System Interface Guide

Overview of Virtual Memory

In a system with fixed memory (non-virtual), the address space of a process occupies and is limited to a portion of the system's main memory.

In SunOS 5.0 through 5.8 virtual memory, the actual address space of a process occupies a file in the swap partition of disk storage (the file is called the backing store). Pages of main memory buffer the active (or recently active) portions of the process address space to provide code for the CPU(s) to execute and data for the program to process.

A page of address space is loaded when an address that is not currently in memory is accessed by a CPU, causing a page fault. Since execution cannot continue until the page fault is resolved, by reading the referenced address segment into memory, the process sleeps until the page has been read.

The most obvious difference between the two memory systems for the application developer is that virtual memory lets applications occupy much larger address spaces. Less obvious advantages of virtual memory are much simpler and more efficient file I/O and very efficient sharing of memory between processes.
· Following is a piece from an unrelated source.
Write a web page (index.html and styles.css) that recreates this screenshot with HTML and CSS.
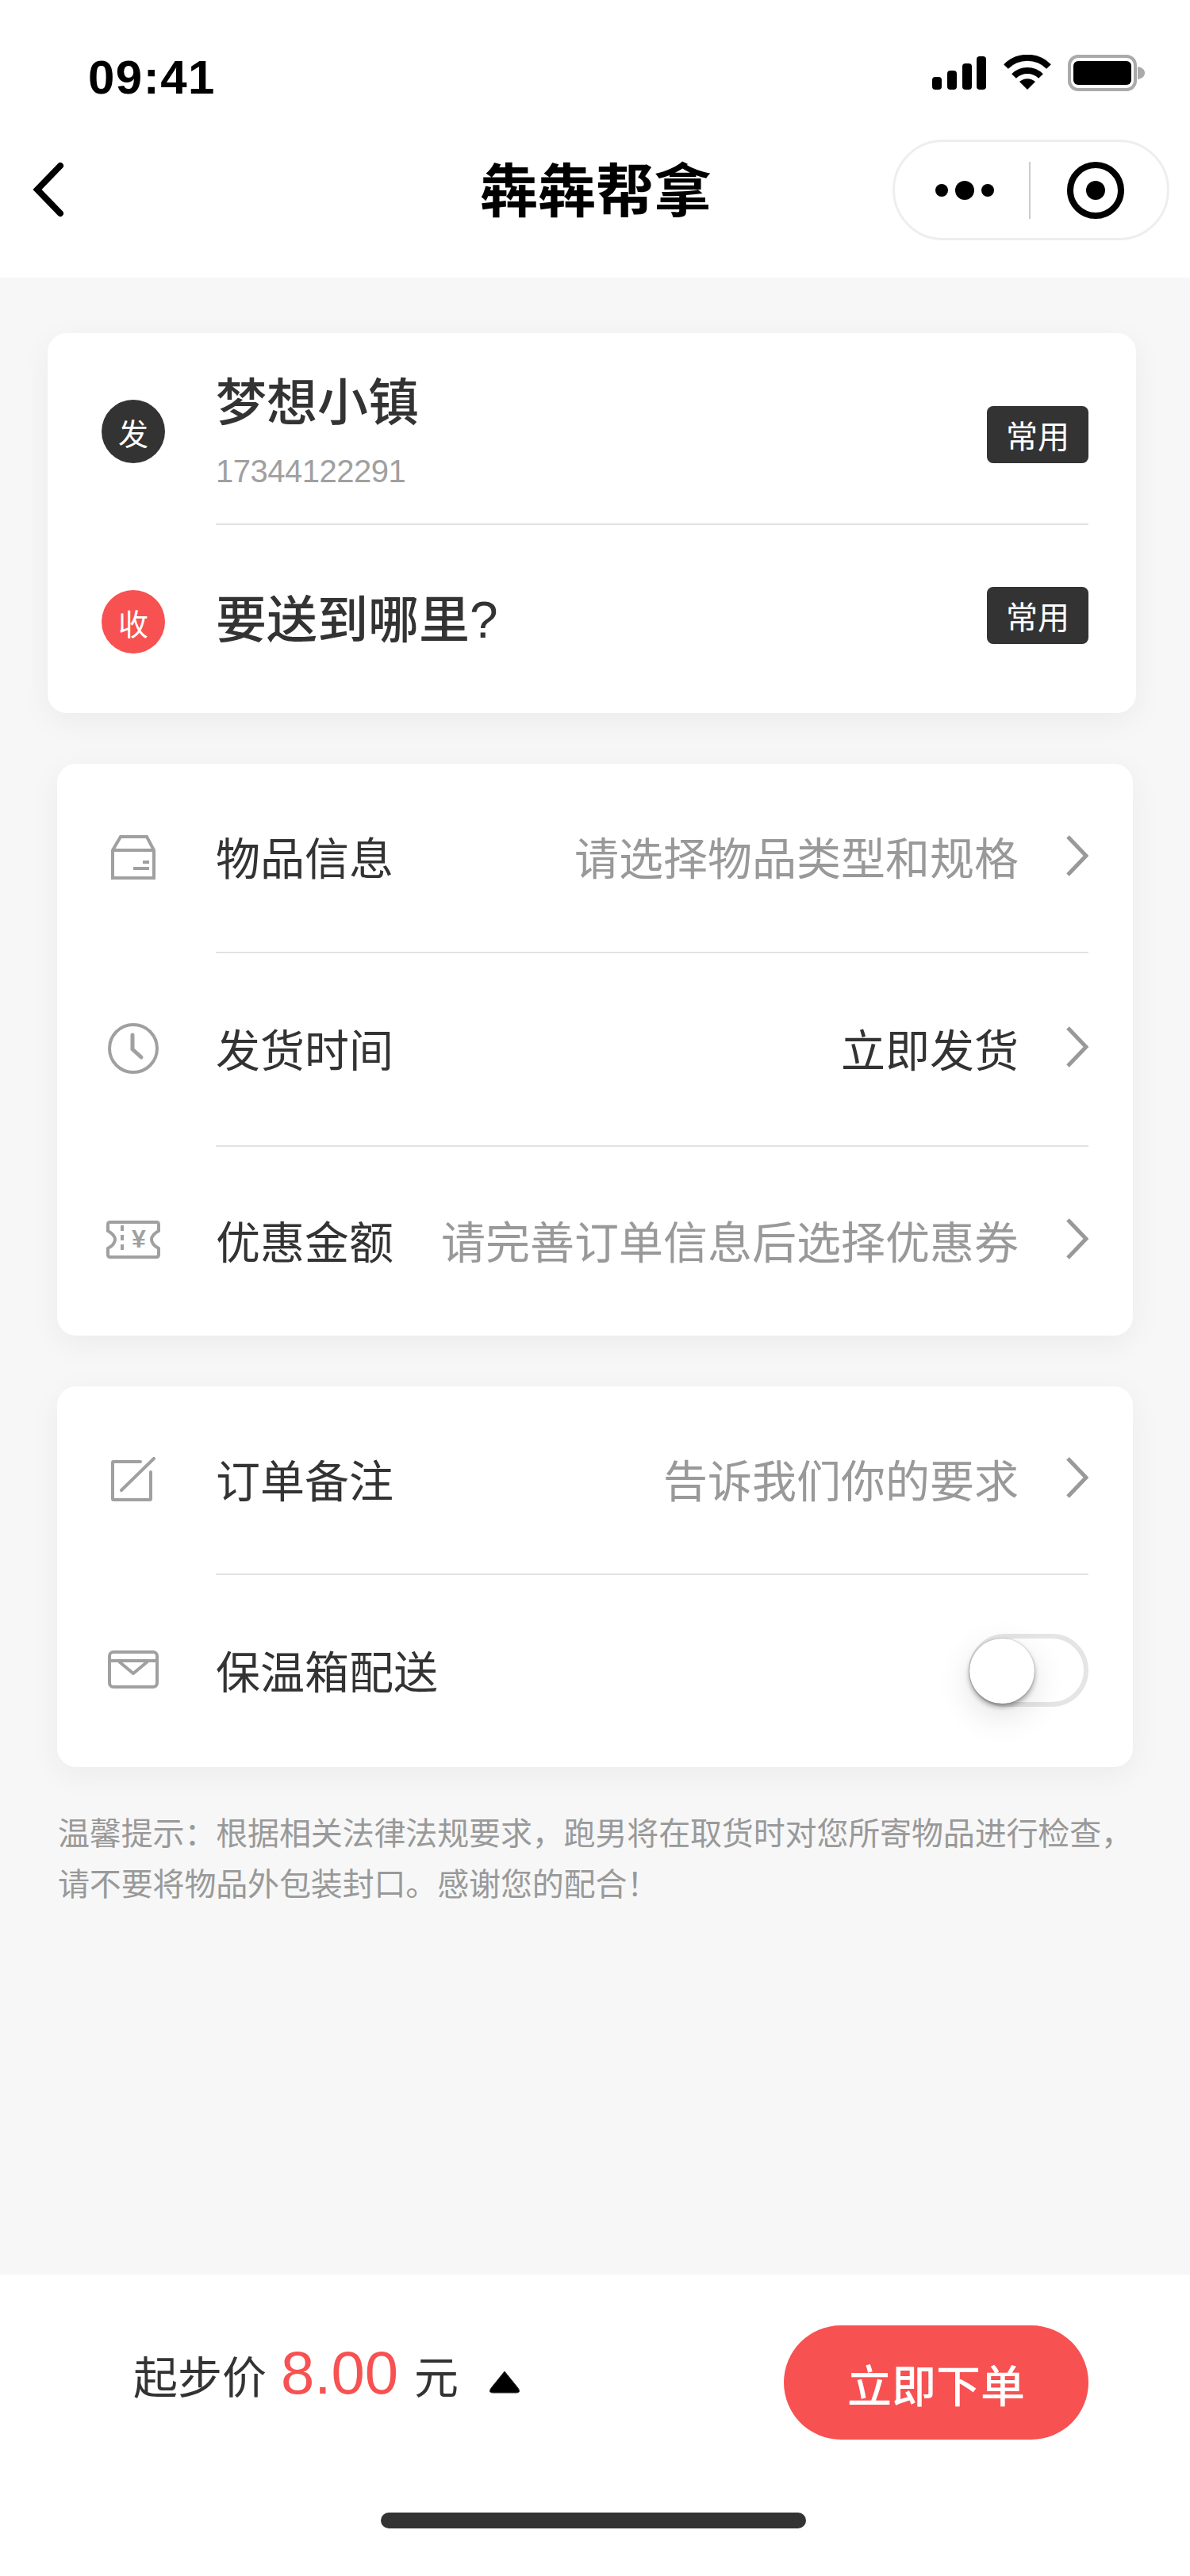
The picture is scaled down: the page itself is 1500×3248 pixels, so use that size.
FILE: index.html
```html
<!DOCTYPE html>
<html lang="zh-CN">
<head>
  <meta charset="UTF-8">
  <title>犇犇帮拿</title>
  <link rel="stylesheet" href="styles.css">
</head>
<body>
<div class="page">

  <header class="top">
    <div class="status">
      <span class="time">09:41</span>
      <svg class="ic-signal" width="68" height="42" viewBox="0 0 68 42">
        <rect x="0" y="26" width="12" height="16" rx="4"/>
        <rect x="19" y="18" width="12" height="24" rx="4"/>
        <rect x="38" y="9" width="12" height="33" rx="4"/>
        <rect x="56" y="0" width="12" height="42" rx="4"/>
      </svg>
      <svg class="ic-wifi" width="62" height="44" viewBox="0 0 62 44">
        <path d="M4 15 A38 38 0 0 1 58 15" fill="none" stroke="#000" stroke-width="8"/>
        <path d="M14 27 A24 24 0 0 1 48 27" fill="none" stroke="#000" stroke-width="8"/>
        <path d="M31 44 L21 34 A15 15 0 0 1 41 34 Z"/>
      </svg>
      <svg class="ic-battery" width="98" height="46" viewBox="0 0 98 46">
        <rect x="2" y="2" width="83" height="42" rx="11" fill="none" stroke="#aaa" stroke-width="4"/>
        <rect x="7" y="8" width="73" height="30" rx="6"/>
        <path d="M88 15 C94 16 97 19 97 23 C97 27 94 30 88 31 Z" fill="#aaa"/>
      </svg>
    </div>
    <div class="nav">
      <svg class="ic-back" width="40" height="70" viewBox="0 0 40 70">
        <path d="M35 5 L6 35 L35 65" fill="none" stroke="#000" stroke-width="8" stroke-linecap="round"/>
      </svg>
      <h1 class="nav-title">犇犇帮拿</h1>
      <div class="capsule">
        <div class="capsule-more">
          <i class="dot"></i><i class="dot dot-big"></i><i class="dot"></i>
        </div>
        <i class="capsule-line"></i>
        <svg width="72" height="72" viewBox="0 0 72 72">
          <circle cx="36" cy="36" r="32" fill="none" stroke="#000" stroke-width="8"/>
          <circle cx="36" cy="36" r="12"/>
        </svg>
      </div>
    </div>
  </header>

  <main class="content">
    <section class="card card-addr">
      <div class="addr-row addr-from">
        <span class="badge badge-dark">发</span>
        <div class="addr-body">
          <div class="addr-text">
            <div class="addr-name">梦想小镇</div>
            <div class="addr-phone">17344122291</div>
          </div>
          <span class="tag">常用</span>
        </div>
      </div>
      <div class="addr-row addr-to">
        <span class="badge badge-red">收</span>
        <div class="addr-body">
          <div class="addr-name">要送到哪里?</div>
          <span class="tag">常用</span>
        </div>
      </div>
    </section>

    <section class="card card-list">
      <div class="row">
        <span class="row-icon">
          <svg width="56" height="56" viewBox="0 0 56 56" class="line-ic">
            <path d="M2 19 L12 2 H45 L54 19 V54 H2 Z M2 19 H54"/>
            <path d="M28 42 H48 M40 34 H48"/>
          </svg>
        </span>
        <div class="row-body">
          <span class="row-label">物品信息</span>
          <span class="row-value">请选择物品类型和规格</span>
          <svg class="chevron" width="28" height="52" viewBox="0 0 28 52"><path d="M2 2 L25 26 L2 50"/></svg>
        </div>
      </div>
      <div class="row row-tall">
        <span class="row-icon">
          <svg width="64" height="64" viewBox="0 0 64 64" class="line-ic">
            <circle cx="32" cy="32" r="30"/>
            <path d="M31 15 V33 L42 43" stroke-width="5" stroke-linecap="round" stroke-linejoin="round"/>
          </svg>
        </span>
        <div class="row-body">
          <span class="row-label">发货时间</span>
          <span class="row-value row-value-set">立即发货</span>
          <svg class="chevron" width="28" height="52" viewBox="0 0 28 52"><path d="M2 2 L25 26 L2 50"/></svg>
        </div>
      </div>
      <div class="row row-short row-last">
        <span class="row-icon">
          <svg width="68" height="48" viewBox="0 0 68 48" class="line-ic">
            <path d="M5 2 H63 Q66 2 66 5 V13 Q57 18 57 24 Q57 30 66 35 V43 Q66 46 63 46 H5 Q2 46 2 43 V35 Q11 30 11 24 Q11 18 2 13 V5 Q2 2 5 2 Z"/>
            <path d="M20 6 V42" stroke-dasharray="7 5"/>
            <text x="41" y="34" class="ticket-yen">¥</text>
          </svg>
        </span>
        <div class="row-body">
          <span class="row-label">优惠金额</span>
          <span class="row-value">请完善订单信息后选择优惠券</span>
          <svg class="chevron" width="28" height="52" viewBox="0 0 28 52"><path d="M2 2 L25 26 L2 50"/></svg>
        </div>
      </div>
    </section>

    <section class="card card-list card-extra">
      <div class="row row-short">
        <span class="row-icon">
          <svg width="56" height="56" viewBox="0 0 56 56" class="line-ic">
            <path d="M37 6 H3 Q2 6 2 7 V53 Q2 54 3 54 H49 Q50 54 50 53 V19" stroke-linecap="round"/>
            <path d="M13 42 L54 2" stroke-linecap="round"/>
          </svg>
        </span>
        <div class="row-body">
          <span class="row-label">订单备注</span>
          <span class="row-value">告诉我们你的要求</span>
          <svg class="chevron" width="28" height="52" viewBox="0 0 28 52"><path d="M2 2 L25 26 L2 50"/></svg>
        </div>
      </div>
      <div class="row row-switch row-last">
        <span class="row-icon">
          <svg width="64" height="48" viewBox="0 0 64 48" class="line-ic">
            <rect x="2" y="2" width="60" height="44" rx="5"/>
            <path d="M2 13 H62 M14 14 L32 29 L50 14" stroke-linejoin="round"/>
          </svg>
        </span>
        <div class="row-body">
          <span class="row-label">保温箱配送</span>
          <span class="switch"><i class="switch-knob"></i></span>
        </div>
      </div>
    </section>

    <p class="notice">温馨提示：根据相关法律法规要求，跑男将在取货时对您所寄物品进行检查，<br>请不要将物品外包装封口。感谢您的配合！</p>
  </main>

  <footer class="bottom">
    <div class="bottom-bar">
      <div class="price">
        <span>起步价</span>
        <span class="price-num">8.00</span>
        <span>元</span>
        <svg class="price-arrow" width="40" height="29" viewBox="0 0 40 29"><path d="M20 1 L37 22 Q41 28 35 28 H5 Q-1 28 3 22 Z" stroke="#333" stroke-width="1"/></svg>
      </div>
      <button class="submit">立即下单</button>
    </div>
    <div class="home-bar"></div>
  </footer>

</div>
</body>
</html>
```

FILE: styles.css
```css
* {
  box-sizing: border-box;
}

body {
  margin: 0;
  font-family: "Liberation Sans", "Noto Sans CJK SC", sans-serif;
  color: #333;
  background: #f7f7f7;
}

.page {
  width: 1500px;
  height: 3248px;
  display: flex;
  flex-direction: column;
  overflow: hidden;
}

/* status bar + nav */
.top {
  height: 350px;
  background: #fff;
}

.status {
  height: 176px;
  display: flex;
  align-items: flex-start;
  padding: 69px 56px 0 111px;
  color: #000;
}

.time {
  font-size: 60px;
  line-height: 58px;
  font-weight: 700;
  letter-spacing: 1.5px;
  margin-right: auto;
}

.ic-signal {
  margin-top: 2px;
}

.ic-wifi {
  margin-left: 21px;
}

.ic-battery {
  margin-left: 20px;
}

.nav {
  display: flex;
  align-items: flex-start;
  padding-left: 41px;
}

.ic-back {
  margin-top: 28px;
}

.nav-title {
  margin: 20px 0 0 524px;
  font-size: 73px;
  line-height: 92px;
  font-weight: 700;
  color: #000;
}

.capsule {
  margin-left: auto;
  margin-right: 26px;
  width: 349px;
  height: 127px;
  border: 3px solid #eee;
  border-radius: 64px;
  display: flex;
  align-items: center;
  padding-left: 51px;
}

.capsule-more {
  display: flex;
  align-items: center;
  gap: 9px;
}

.dot {
  width: 16px;
  height: 16px;
  border-radius: 50%;
  background: #000;
}

.dot-big {
  width: 24px;
  height: 24px;
}

.capsule-line {
  width: 2px;
  height: 72px;
  margin: 0 46px 0 44px;
  background: #ccc;
}

/* cards */
.content {
  flex: 1;
}

.card {
  background: #fff;
  border-radius: 24px;
  box-shadow: 0 10px 40px rgba(0, 0, 0, 0.05);
}

.card-addr {
  width: 1372px;
  height: 479px;
  margin: 70px 0 0 60px;
  padding: 0 60px 0 68px;
}

.addr-row {
  display: flex;
  align-items: flex-start;
}

.addr-from {
  height: 242px;
}

.addr-to {
  height: 237px;
}

.badge {
  width: 80px;
  height: 80px;
  margin-right: 64px;
  border-radius: 50%;
  display: flex;
  align-items: center;
  justify-content: center;
  flex: none;
  color: #fff;
  font-size: 38px;
}

.addr-from .badge {
  margin-top: 84px;
}

.addr-to .badge {
  margin-top: 82px;
}

.badge-dark {
  background: #333;
}

.badge-red {
  background: #f75151;
}

.addr-body {
  flex: 1;
  height: 100%;
  display: flex;
  justify-content: space-between;
  align-items: flex-start;
}

.addr-from .addr-body {
  border-bottom: 2px solid #e2e2e2;
}

.addr-name {
  font-size: 64px;
  line-height: 84px;
  font-weight: 500;
}

.addr-from .addr-name {
  margin-top: 46px;
}

.addr-to .addr-name {
  margin-top: 78px;
}

.addr-phone {
  margin-top: 20px;
  font-size: 40px;
  line-height: 48px;
  letter-spacing: -0.5px;
  color: #a0a0a0;
}

.tag {
  width: 128px;
  height: 72px;
  border-radius: 8px;
  background: #333;
  color: #fff;
  font-size: 40px;
  display: flex;
  align-items: center;
  justify-content: center;
}

.addr-from .tag {
  margin-top: 92px;
}

.addr-to .tag {
  margin-top: 78px;
}

.card-list {
  width: 1356px;
  margin: 64px 0 0 72px;
  padding: 0 56px;
}

.card-extra {
  margin-top: 64px;
}

.row {
  height: 239px;
  display: flex;
  align-items: stretch;
}

.row-tall {
  height: 244px;
}

.row-short {
  height: 238px;
}

.row-switch {
  height: 242px;
}

.row-icon {
  width: 80px;
  margin-right: 64px;
  padding-bottom: 4px;
  flex: none;
  display: flex;
  align-items: center;
  justify-content: center;
}

.line-ic {
  fill: none;
  stroke: #a0a0a0;
  stroke-width: 4;
}

.ticket-yen {
  font-size: 32px;
  font-weight: 700;
  text-anchor: middle;
  fill: #a0a0a0;
  stroke: none;
}

.row-body {
  flex: 1;
  padding-bottom: 6px;
  display: flex;
  align-items: center;
  border-bottom: 2px solid #e2e2e2;
}

.row-last .row-body {
  border-bottom: none;
}

.row-label {
  font-size: 56px;
  color: #333;
}

.row-value {
  margin-left: auto;
  font-size: 56px;
  color: #999;
}

.row-value-set {
  color: #333;
}

.chevron {
  margin-left: 60px;
  fill: none;
  stroke: #999;
  stroke-width: 5;
}

/* switch */
.switch {
  margin-left: auto;
  margin-top: 4px;
  position: relative;
  width: 151px;
  height: 92px;
  border: 6px solid #e5e5e5;
  border-radius: 46px;
}

.switch-knob {
  position: absolute;
  left: -5px;
  top: 0;
  width: 82px;
  height: 82px;
  border-radius: 50%;
  background: #fff;
  box-shadow: 0 4px 6px rgba(0, 0, 0, 0.35), 0 14px 44px rgba(0, 0, 0, 0.12), 0 0 2px rgba(0, 0, 0, 0.3);
}

.notice {
  margin: 52px 0 0 73px;
  font-size: 40px;
  line-height: 64px;
  letter-spacing: -0.15px;
  color: #999;
}

/* bottom bar */
.bottom {
  height: 380px;
  background: #fff;
}

.bottom-bar {
  height: 208px;
  padding: 64px 128px 0 168px;
  display: flex;
  justify-content: space-between;
  align-items: flex-start;
}

.price {
  margin-top: 16px;
  display: flex;
  align-items: baseline;
  font-size: 56px;
  color: #333;
}

.price-num {
  margin: 0 20px 0 18px;
  font-size: 76px;
  color: #f75151;
}

.price-arrow {
  margin: 0 0 19px 38px;
}

.submit {
  width: 384px;
  height: 144px;
  border: none;
  border-radius: 72px;
  background: #f75151;
  color: #fff;
  font-family: inherit;
  font-size: 56px;
  font-weight: 500;
}

.home-bar {
  width: 536px;
  height: 20px;
  margin: 92px 0 0 480px;
  border-radius: 10px;
  background: #333;
}
```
Address Spaces and Mapping

Since backing store files (the process address space) exist only in swap storage, they are not included in the UNIX named file space. (This makes backing store files inaccessible to other processes.) However, a simple extension allows the logical insertion of all, or part, of one or more, named files in the backing store and treats the result as a single address space. This is called mapping.

With mapping, any part of any readable or writable file can be logically included in a process's address space. Like any other portion of the process's address space, no page of the file is actually loaded into memory until a page fault forces this action. Pages of memory are written to the file only if their contents have been modified. So, reading from and writing to files is completely automatic and very efficient.

More than one process can map a single named file. This provides very efficient memory sharing between processes. All or part of other files can also be shared between processes.

Not all named file system objects can be mapped. Devices that cannot be treated as storage, such as terminal and network device files, are examples of objects that cannot be mapped.

A process address space is defined by all of the files (or portions of files) mapped into the address space. Each mapping is sized and aligned to the page boundaries of the system on which the process is executing. No memory is associated with processes themselves.

A process page maps to only one object at a time, although an object address can be the subject of many process mappings. The notion of a "page" is not a property of the mapped object. Mapping an object provides only the potential for a process to read or write the object's contents.

Mapping makes the object's contents directly addressable by a process. Applications can access the storage resources they use directly rather than indirectly through read and write. Potential advantages include efficiency (elimination of unnecessary data copying) and reduced complexity (single-step updates rather than the read, modify buffer, write cycle). The ability to access an object and have it retain its identity over the course of the access is unique to this access method, and facilitates the sharing of common code and data.

Because the file system name space includes any directory trees that are connected from other systems by NFS, any networked file can also be mapped into a process's address space.

Coherence

Whether to share memory or to share data contained in the file, when multiple processes map a file simultaneously there can be problems with simultaneous access to data elements. Such processes can cooperate through any of the synchronization mechanisms provided in SunOS 5.0 through 5.8. Because they are very light weight, the most efficient synchronization mechanisms in SunOS 5.0 through 5.8 are those provides in the threads library. See mutex(3THR), condition(3THR), rwlock(3THR), and semaphore(3THR) in the manual pages for details on their use.